[proofplan]
We compare two pseudohermitian contact forms in the same conformal class, writing the second as $\widehat\theta=e^\Upsilon\theta$. The volume form rescales by the factor $e^{(n+1)\Upsilon}$, so the assumed transformation law converts the transformed total integral into the original total integral plus the pairing of $P_\theta\Upsilon$ with the constant function $1$. Formal self-adjointness moves $P_\theta$ onto $1$, and the hypothesis $P_\theta1=0$ kills the error term.
[/proofplan]
[step:Fix a conformal change and compute the pseudohermitian volume scaling]
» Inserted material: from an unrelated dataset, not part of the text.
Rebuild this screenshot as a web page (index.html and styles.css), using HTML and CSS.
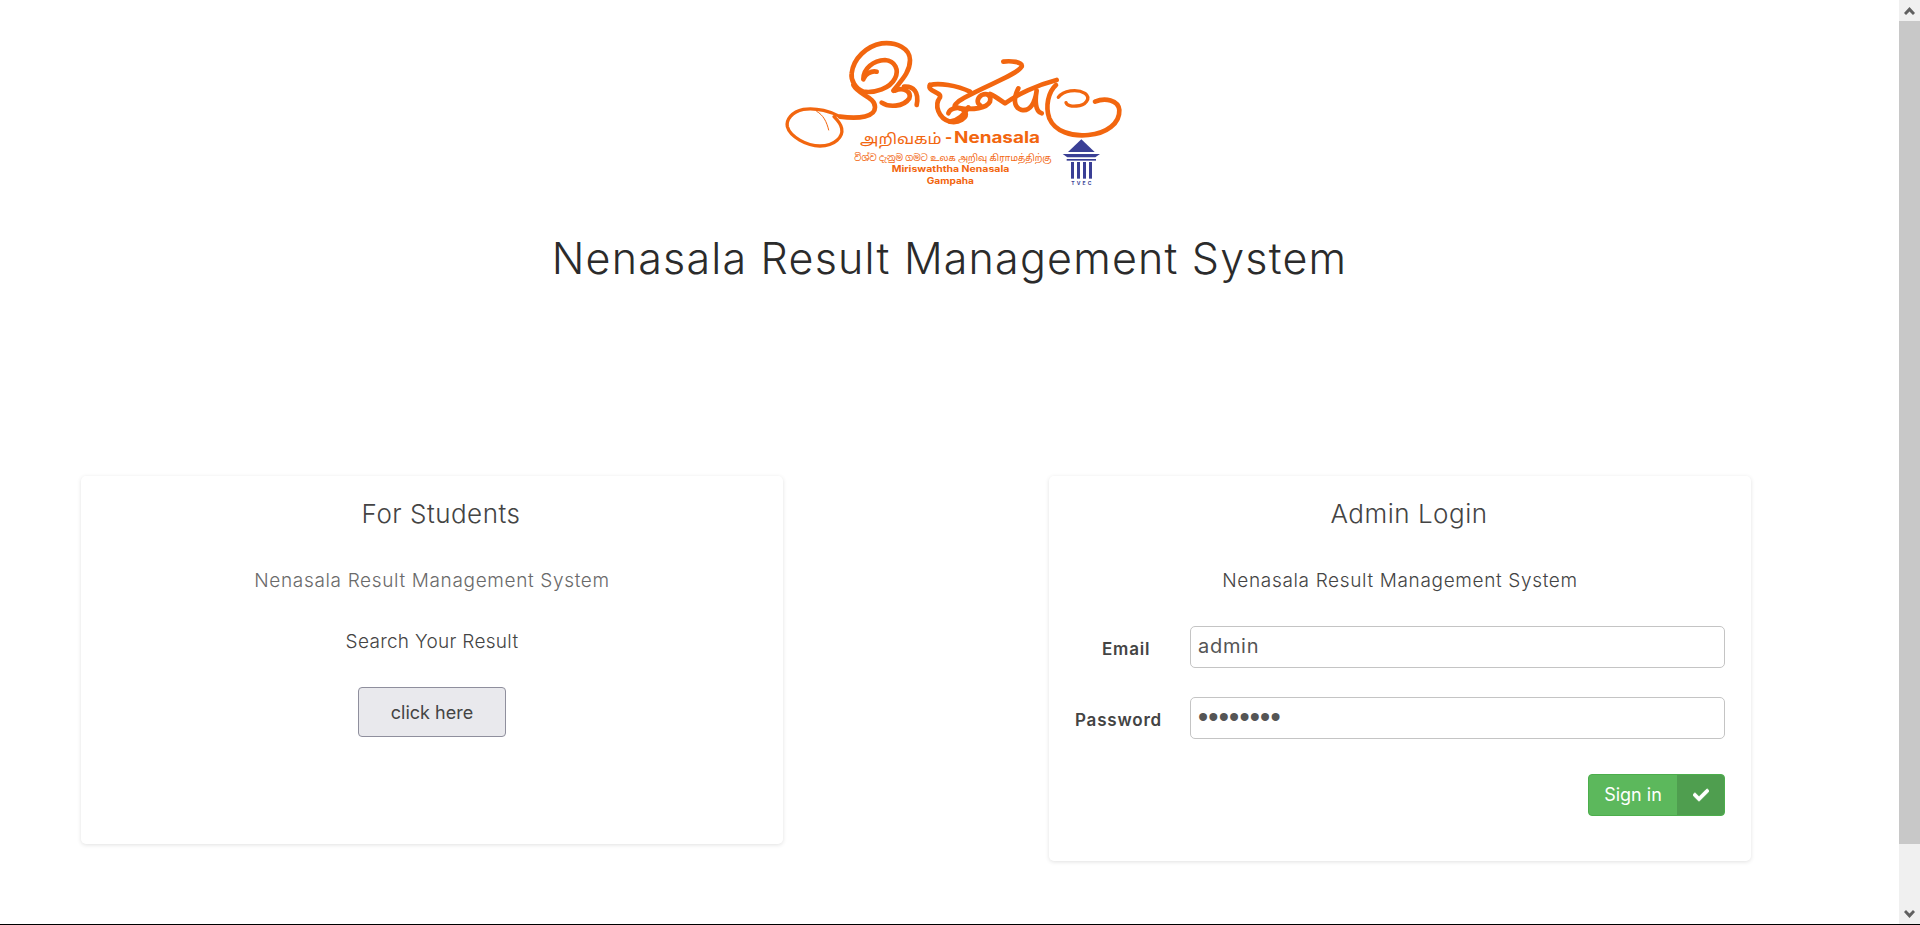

Let $\Upsilon\in C^\infty(M;\mathbb R)$ and define the rescaled contact form
\begin{align*}
\widehat\theta:M\to T^*M,\qquad x\mapsto e^{\Upsilon(x)}\theta_x.
\end{align*}
Here $T^*M$ is the real cotangent bundle specified in the theorem statement. Let $\mu_{\widehat\theta}$ denote the smooth measure induced by $\widehat\theta\wedge(d\widehat\theta)^n$. Since
\begin{align*}
d\widehat\theta=d(e^\Upsilon\theta)=e^\Upsilon(d\Upsilon\wedge\theta+d\theta),
\end{align*}
we have
\begin{align*}
\widehat\theta\wedge(d\widehat\theta)^n
=
e^{(n+1)\Upsilon}\theta\wedge(d\Upsilon\wedge\theta+d\theta)^n.
\end{align*}
In the binomial expansion of $(d\Upsilon\wedge\theta+d\theta)^n$, every term containing $d\Upsilon\wedge\theta$ vanishes after wedging with the leading factor $\theta$, because $\theta\wedge\theta=0$. Hence
\begin{align*}
\widehat\theta\wedge(d\widehat\theta)^n
=
e^{(n+1)\Upsilon}\theta\wedge(d\theta)^n.
\end{align*}
Equivalently, the induced measures satisfy
\begin{align*}
d\mu_{\widehat\theta}(x)=e^{(n+1)\Upsilon(x)}\,d\mu_\theta(x).
\end{align*}
[guided]
We first isolate the only geometric calculation needed in the proof: how the pseudohermitian volume changes under a conformal rescaling. The rescaled contact form is the smooth one-form
\begin{align*}
\widehat\theta:M\to T^*M,\qquad x\mapsto e^{\Upsilon(x)}\theta_x.
\end{align*}
Using the product rule for the [exterior derivative](/theorems/1525) gives
\begin{align*}
d\widehat\theta=d(e^\Upsilon\theta)=e^\Upsilon(d\Upsilon\wedge\theta+d\theta).
\end{align*}
Therefore
\begin{align*}
\widehat\theta\wedge(d\widehat\theta)^n
=
e^\Upsilon\theta\wedge e^{n\Upsilon}(d\Upsilon\wedge\theta+d\theta)^n
=
e^{(n+1)\Upsilon}\theta\wedge(d\Upsilon\wedge\theta+d\theta)^n.
\end{align*}
The reason only the pure $(d\theta)^n$ term survives is that every other term in the binomial expansion contains at least one factor $d\Upsilon\wedge\theta$. After wedging with the leading $\theta$, such a term contains $\theta\wedge\theta$, which is zero by alternatingness of the exterior product. Thus
\begin{align*}
\widehat\theta\wedge(d\widehat\theta)^n
=
e^{(n+1)\Upsilon}\theta\wedge(d\theta)^n.
\end{align*}
Since $\mu_\theta$ and $\mu_{\widehat\theta}$ are the measures induced by these smooth volume forms, this identity of volume forms is exactly the measure identity
\begin{align*}
d\mu_{\widehat\theta}(x)=e^{(n+1)\Upsilon(x)}\,d\mu_\theta(x).
\end{align*}
[/guided]
[/step]
[step:Rewrite the transformed total Q-curvature using the transformation law]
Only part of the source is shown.